- _DO THIS_
Copy all of the material word for word, except for the pictures.

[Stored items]
::::::
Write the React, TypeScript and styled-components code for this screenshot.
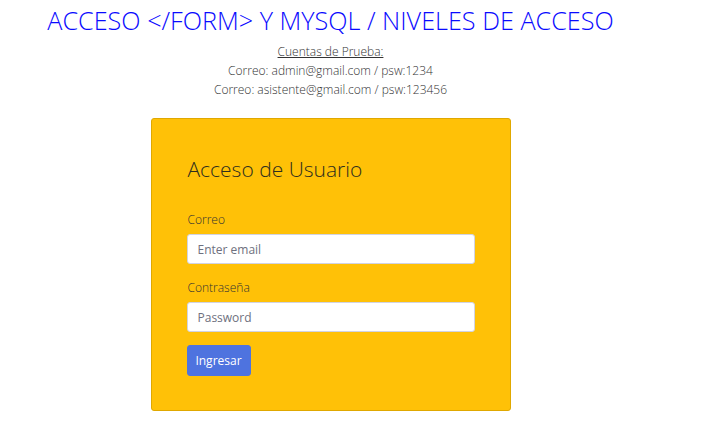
import React from "react";
import styled, { createGlobalStyle } from "styled-components";

const Global = createGlobalStyle`
  html, body { margin: 0; padding: 0; background: #fff; }
  body { font-family: "Open Sans", "Noto Sans", sans-serif; }
  * { box-sizing: border-box; }
`;

const Page = styled.div`
  width: 661px;
  display: flex;
  flex-direction: column;
  align-items: center;
  padding-top: 5px;
`;

const Title = styled.h1`
  margin: 0;
  font-family: "Open Sans", sans-serif;
  font-weight: 300;
  font-size: 25.2px;
  line-height: 30px;
  color: #0a0aff;
  white-space: nowrap;
`;

const Info = styled.div`
  margin-top: 7px;
  text-align: center;
  font-family: "Open Sans", sans-serif;
  font-weight: 300;
  font-size: 12px;
  line-height: 19px;
  color: #333;
`;

const Under = styled.div`
  text-decoration: underline;
`;

const Card = styled.form`
  margin-top: 19px;
  width: 360px;
  height: 293px;
  background: #ffc107;
  border: 1px solid #e0a800;
  border-radius: 3px;
  padding: 36px 35px 0 35px;
  display: flex;
  flex-direction: column;
`;

const CardTitle = styled.h2`
  margin: 0;
  font-family: "Open Sans", sans-serif;
  font-weight: 300;
  font-size: 21px;
  line-height: 28px;
  color: #2e2e1e;
  padding-left: 1px;
`;

const Field = styled.div<{ $top: number }>`
  display: flex;
  flex-direction: column;
  margin-top: ${(p) => p.$top}px;
`;

const Label = styled.label`
  font-family: "Open Sans", sans-serif;
  font-weight: 300;
  font-size: 12px;
  line-height: 17px;
  color: #333;
  margin-bottom: 6px;
  padding-left: 1px;
`;

const Input = styled.input`
  width: 288px;
  height: 30px;
  border: 1px solid #d1d3e2;
  border-radius: 3px;
  background: #fff;
  padding: 0 10px;
  font-family: "Open Sans", sans-serif;
  font-size: 12px;
  color: #6e707e;
  outline: none;
  &::placeholder { color: #6e707e; }
`;

const Button = styled.button`
  margin-top: 13px;
  align-self: flex-start;
  width: 64px;
  height: 31px;
  border: 1px solid #4e73df;
  border-radius: 3px;
  background: #4e73df;
  color: #fff;
  font-family: "Open Sans", sans-serif;
  font-size: 12px;
  padding: 0;
  cursor: pointer;
`;

export default function App() {
  return (
    <>
      <Global />
      <Page>
        <Title>ACCESO &lt;/FORM&gt; Y MYSQL / NIVELES DE ACCESO</Title>
        <Info>
          <Under>Cuentas de Prueba:</Under>
          <div>Correo: admin@gmail.com / psw:1234</div>
          <div>Correo: asistente@gmail.com / psw:123456</div>
        </Info>
        <Card onSubmit={(e) => e.preventDefault()}>
          <CardTitle>Acceso de Usuario</CardTitle>
          <Field $top={28}>
            <Label>Correo</Label>
            <Input type="email" placeholder="Enter email" />
          </Field>
          <Field $top={15}>
            <Label>Contraseña</Label>
            <Input type="password" placeholder="Password" />
          </Field>
          <Button type="submit">Ingresar</Button>
        </Card>
      </Page>
    </>
  );
}
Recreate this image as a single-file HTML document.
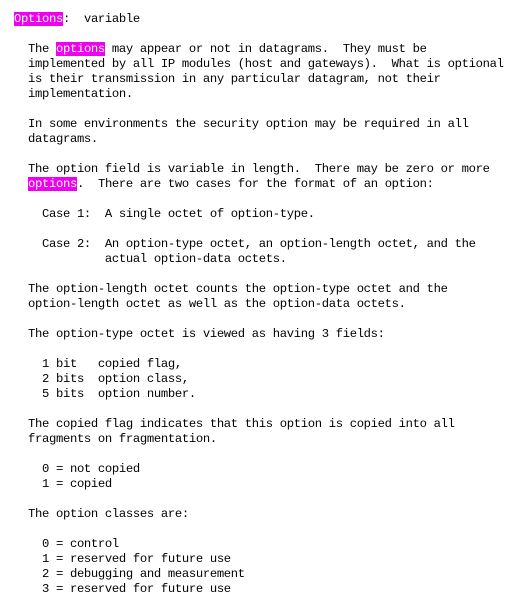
::::::
- _ANSWER BELOW_
Write the React, TypeScript and styled-components code for this screenshot.
import React from "react";
import styled, { createGlobalStyle } from "styled-components";

const Global = createGlobalStyle`
  html, body { margin: 0; padding: 0; background: #fff; }
  body { font-family: "Open Sans", "Noto Sans", sans-serif; }
  * { box-sizing: border-box; }
`;

const Page = styled.div`
  width: 661px;
  display: flex;
  flex-direction: column;
  align-items: center;
  padding-top: 5px;
`;

const Title = styled.h1`
  margin: 0;
  font-family: "Open Sans", sans-serif;
  font-weight: 300;
  font-size: 25.2px;
  line-height: 30px;
  color: #0a0aff;
  white-space: nowrap;
`;

const Info = styled.div`
  margin-top: 7px;
  text-align: center;
  font-family: "Open Sans", sans-serif;
  font-weight: 300;
  font-size: 12px;
  line-height: 19px;
  color: #333;
`;

const Under = styled.div`
  text-decoration: underline;
`;

const Card = styled.form`
  margin-top: 19px;
  width: 360px;
  height: 293px;
  background: #ffc107;
  border: 1px solid #e0a800;
  border-radius: 3px;
  padding: 36px 35px 0 35px;
  display: flex;
  flex-direction: column;
`;

const CardTitle = styled.h2`
  margin: 0;
  font-family: "Open Sans", sans-serif;
  font-weight: 300;
  font-size: 21px;
  line-height: 28px;
  color: #2e2e1e;
  padding-left: 1px;
`;

const Field = styled.div<{ $top: number }>`
  display: flex;
  flex-direction: column;
  margin-top: ${(p) => p.$top}px;
`;

const Label = styled.label`
  font-family: "Open Sans", sans-serif;
  font-weight: 300;
  font-size: 12px;
  line-height: 17px;
  color: #333;
  margin-bottom: 6px;
  padding-left: 1px;
`;

const Input = styled.input`
  width: 288px;
  height: 30px;
  border: 1px solid #d1d3e2;
  border-radius: 3px;
  background: #fff;
  padding: 0 10px;
  font-family: "Open Sans", sans-serif;
  font-size: 12px;
  color: #6e707e;
  outline: none;
  &::placeholder { color: #6e707e; }
`;

const Button = styled.button`
  margin-top: 13px;
  align-self: flex-start;
  width: 64px;
  height: 31px;
  border: 1px solid #4e73df;
  border-radius: 3px;
  background: #4e73df;
  color: #fff;
  font-family: "Open Sans", sans-serif;
  font-size: 12px;
  padding: 0;
  cursor: pointer;
`;

export default function App() {
  return (
    <>
      <Global />
      <Page>
        <Title>ACCESO &lt;/FORM&gt; Y MYSQL / NIVELES DE ACCESO</Title>
        <Info>
          <Under>Cuentas de Prueba:</Under>
          <div>Correo: admin@gmail.com / psw:1234</div>
          <div>Correo: asistente@gmail.com / psw:123456</div>
        </Info>
        <Card onSubmit={(e) => e.preventDefault()}>
          <CardTitle>Acceso de Usuario</CardTitle>
          <Field $top={28}>
            <Label>Correo</Label>
            <Input type="email" placeholder="Enter email" />
          </Field>
          <Field $top={15}>
            <Label>Contraseña</Label>
            <Input type="password" placeholder="Password" />
          </Field>
          <Button type="submit">Ingresar</Button>
        </Card>
      </Page>
    </>
  );
}
Recreate this image as a single-file HTML document.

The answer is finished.